Pemerintah melalui Lembaga Kebijakan Pengadaan Barang/Jasa Pemerintah (LKPP) berencana menaikkan batasan paket pengadaan untuk usaha mikro dan usaha kecil menjadi Rp15 miliar atau enam kali lipat dari nilai sebelumnya yang hanya Rp2,5 miliar. Batasan nilai Rp15 miliar ini sesuai dengan Rancangan Peraturan Pemerintah tentang Pelaksanaan Undang-Undang Nomor 11 Tahun 2020 Tentang Cipta Kerja Untuk Kemudahan, Perlindungan, dan Pemberdayaan Koperasi, Usaha Mikro, Kecil, dan Menengah yang menentukan tentang batasan hasil penjualan tahunan paling banyak Rp15 miliar.

Selain itu, Kementerian/Lembaga/Pemerintah Daerah (K/L/PD) juga diwajibkan mengalokasikan sedikitnya 40% anggaran belanja dengan memprioritaskan penggunaan produk/jasa usaha kecil dan koperasi dari hasil produksi wilayah setempat. Ketentuan ini tertuang dalam rancangan revisi Peraturan Presiden Nomor 16 Tahun 2018 tentang Pengadaan Barang/Jasa Pemerintah (Perpres No. 16/18).

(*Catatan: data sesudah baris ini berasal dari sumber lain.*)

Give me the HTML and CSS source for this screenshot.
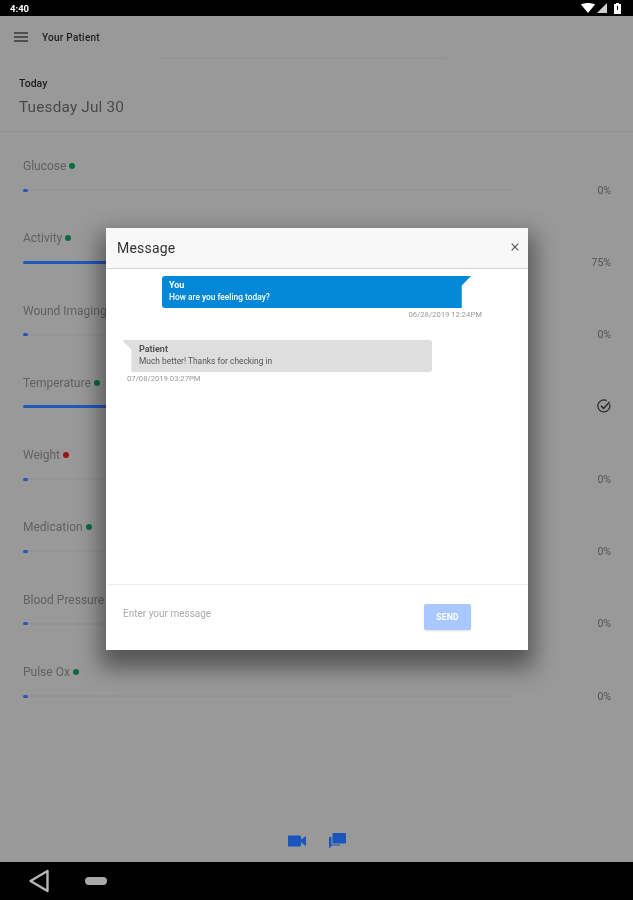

Kepala LKPP Roni Dwi Susanto mengatakan, latar belakang perubahan tersebut diantaranya didorong untuk memberikan kemudahan, perlindungan, sekaligus pemberdayaan bagi usaha mikro, usaha kecil dan koperasi. Di sisi lain ada mandat Undang-Undang Cipta Kerja yang harus diimplementasikan dari sisi pengadaan barang/jasa pemerintah (PBJ).

“Di samping itu, pemerintah juga didorong untuk memperluas peran serta usaha kecil dan koperasi dengan mencantumkan barang/jasa mereka dalam katalog elektronik. Ke depan dengan ketentuan baru yang akan kita susun, maka kemudahan usaha mikro dan usaha kecil dalam PBJ mendapat porsi anggaran yang lebih besar sehingga peran mereka juga menjadi lebih besar dan dampaknya dapat dirasakan secara langsung oleh masyarakat.” Kata Roni dalam kegiatan Serap Aspirasi Perpres No. 16/18 yang berlangsung secara daring, Selasa (12/1).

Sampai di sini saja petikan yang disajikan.